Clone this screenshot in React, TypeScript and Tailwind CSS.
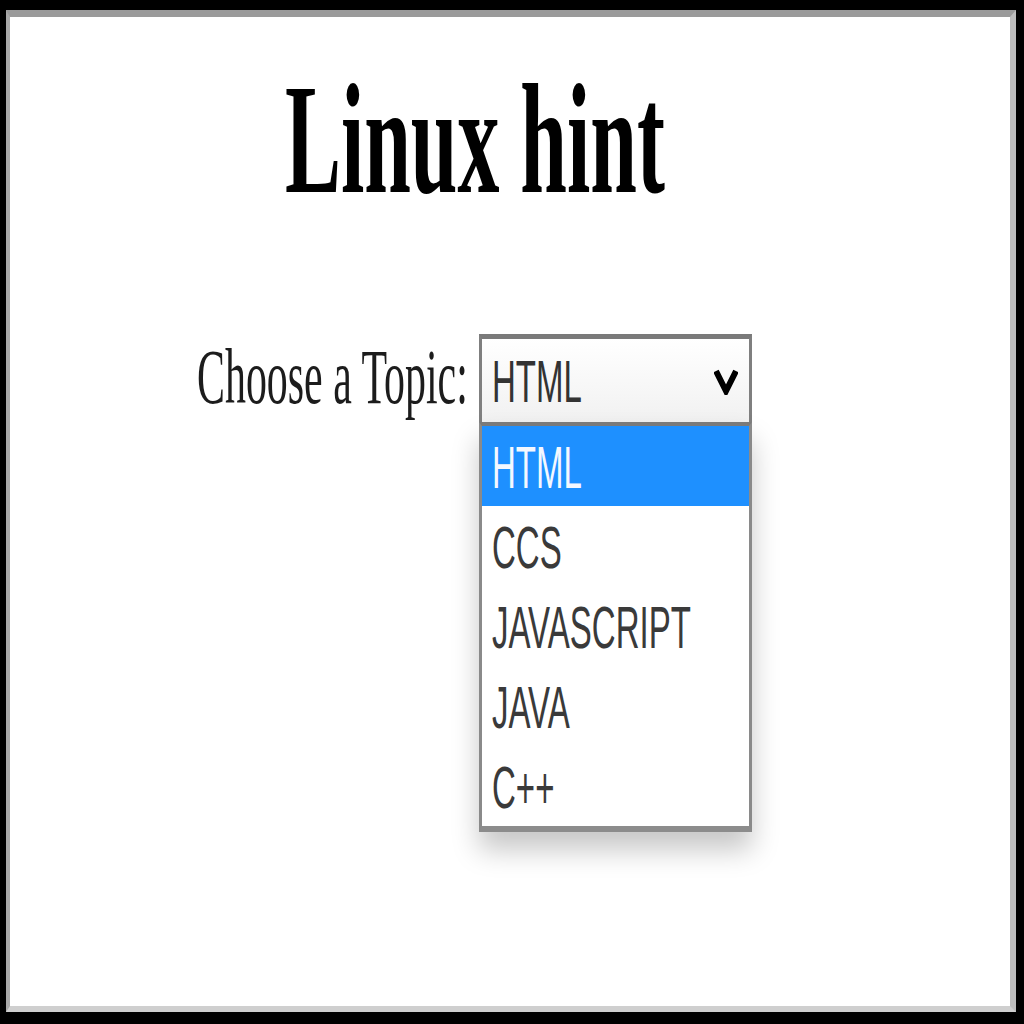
import React from "react";

const options = ["HTML", "CCS", "JAVASCRIPT", "JAVA", "C++"];

export default function App() {
  return (
    <div className="w-[1024px] h-[1024px] bg-black pt-[10px] pl-[6px] pr-[8px] pb-[12px] overflow-hidden">
      <div className="w-full h-full bg-white border-t-[7px] border-t-[#9a9a9a] border-l-[4px] border-l-[#a8a8a8] border-r-[6px] border-r-[#bdbdbd] border-b-[6px] border-b-[#cfcfcf] overflow-hidden">
        <div className="flex flex-col items-center pr-[71px] pt-[44px]">
          <div className="w-[380px] h-[157px] whitespace-nowrap">
            <span className="inline-block origin-left scale-x-[0.534] font-['Liberation_Serif',serif] font-bold text-[157px] leading-none text-black">
              Linux hint
            </span>
          </div>
          <div className="flex items-start gap-[12px] mt-[116px]">
            <div className="w-[270px] whitespace-nowrap mt-[4px]">
              <span className="inline-block origin-left scale-x-[0.537] font-['Liberation_Serif',serif] text-[78px] leading-none text-[#1c1c1c]">
                Choose a Topic:
              </span>
            </div>
            <div className="relative w-[273px]">
              <div className="h-[88px] flex justify-between bg-gradient-to-b from-white to-[#f1f1f1] border-t-[5px] border-t-[#7a7a7a] border-l-[3px] border-l-[#7f7f7f] border-r-[3px] border-r-[#7f7f7f] pl-[10px] pr-[11px]">
                <div className="pt-[14px] whitespace-nowrap w-[120px]">
                  <span className="inline-block origin-left scale-x-[0.56] font-['Liberation_Sans',sans-serif] text-[59px] leading-none text-[#333]">
                    HTML
                  </span>
                </div>
                <svg className="self-center" width="24" height="28" viewBox="0 0 24 28">
                  <polyline points="2,4 12,24 22,4" fill="none" stroke="#000" strokeWidth="6" />
                </svg>
              </div>
              <div className="absolute left-0 top-full w-[273px] bg-white border-t-[4px] border-t-[#7a7a7a] border-l-[3px] border-l-[#8a8a8a] border-r-[3px] border-r-[#8a8a8a] border-b-[6px] border-b-[#8c8c8c] shadow-[0_18px_26px_rgba(0,0,0,0.22)]">
                {options.map((o, i) => (
                  <div
                    key={o}
                    className={
                      i === 0
                        ? "h-[80px] pt-[13px] pl-[10px] whitespace-nowrap bg-[#1e90ff]"
                        : "h-[80px] pt-[13px] pl-[10px] whitespace-nowrap bg-white"
                    }
                  >
                    <span
                      className={
                        i === 0
                          ? "inline-block origin-left scale-x-[0.56] font-['Liberation_Sans',sans-serif] text-[59px] leading-none text-[#f4f8ff]"
                          : "inline-block origin-left scale-x-[0.56] font-['Liberation_Sans',sans-serif] text-[59px] leading-none text-[#3a3a3a]"
                      }
                    >
                      {o}
                    </span>
                  </div>
                ))}
              </div>
            </div>
          </div>
        </div>
      </div>
    </div>
  );
}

=-=-=-=-=

**WORK REQUIRED:** Repeat the full listing above exactly, with no pictures in the copy.

**TASK SOLUTION:**
Clone this screenshot in React, TypeScript and Tailwind CSS.
import React from "react";

const options = ["HTML", "CCS", "JAVASCRIPT", "JAVA", "C++"];

export default function App() {
  return (
    <div className="w-[1024px] h-[1024px] bg-black pt-[10px] pl-[6px] pr-[8px] pb-[12px] overflow-hidden">
      <div className="w-full h-full bg-white border-t-[7px] border-t-[#9a9a9a] border-l-[4px] border-l-[#a8a8a8] border-r-[6px] border-r-[#bdbdbd] border-b-[6px] border-b-[#cfcfcf] overflow-hidden">
        <div className="flex flex-col items-center pr-[71px] pt-[44px]">
          <div className="w-[380px] h-[157px] whitespace-nowrap">
            <span className="inline-block origin-left scale-x-[0.534] font-['Liberation_Serif',serif] font-bold text-[157px] leading-none text-black">
              Linux hint
            </span>
          </div>
          <div className="flex items-start gap-[12px] mt-[116px]">
            <div className="w-[270px] whitespace-nowrap mt-[4px]">
              <span className="inline-block origin-left scale-x-[0.537] font-['Liberation_Serif',serif] text-[78px] leading-none text-[#1c1c1c]">
                Choose a Topic:
              </span>
            </div>
            <div className="relative w-[273px]">
              <div className="h-[88px] flex justify-between bg-gradient-to-b from-white to-[#f1f1f1] border-t-[5px] border-t-[#7a7a7a] border-l-[3px] border-l-[#7f7f7f] border-r-[3px] border-r-[#7f7f7f] pl-[10px] pr-[11px]">
                <div className="pt-[14px] whitespace-nowrap w-[120px]">
                  <span className="inline-block origin-left scale-x-[0.56] font-['Liberation_Sans',sans-serif] text-[59px] leading-none text-[#333]">
                    HTML
                  </span>
                </div>
                <svg className="self-center" width="24" height="28" viewBox="0 0 24 28">
                  <polyline points="2,4 12,24 22,4" fill="none" stroke="#000" strokeWidth="6" />
                </svg>
              </div>
              <div className="absolute left-0 top-full w-[273px] bg-white border-t-[4px] border-t-[#7a7a7a] border-l-[3px] border-l-[#8a8a8a] border-r-[3px] border-r-[#8a8a8a] border-b-[6px] border-b-[#8c8c8c] shadow-[0_18px_26px_rgba(0,0,0,0.22)]">
                {options.map((o, i) => (
                  <div
                    key={o}
                    className={
                      i === 0
                        ? "h-[80px] pt-[13px] pl-[10px] whitespace-nowrap bg-[#1e90ff]"
                        : "h-[80px] pt-[13px] pl-[10px] whitespace-nowrap bg-white"
                    }
                  >
                    <span
                      className={
                        i === 0
                          ? "inline-block origin-left scale-x-[0.56] font-['Liberation_Sans',sans-serif] text-[59px] leading-none text-[#f4f8ff]"
                          : "inline-block origin-left scale-x-[0.56] font-['Liberation_Sans',sans-serif] text-[59px] leading-none text-[#3a3a3a]"
                      }
                    >
                      {o}
                    </span>
                  </div>
                ))}
              </div>
            </div>
          </div>
        </div>
      </div>
    </div>
  );
}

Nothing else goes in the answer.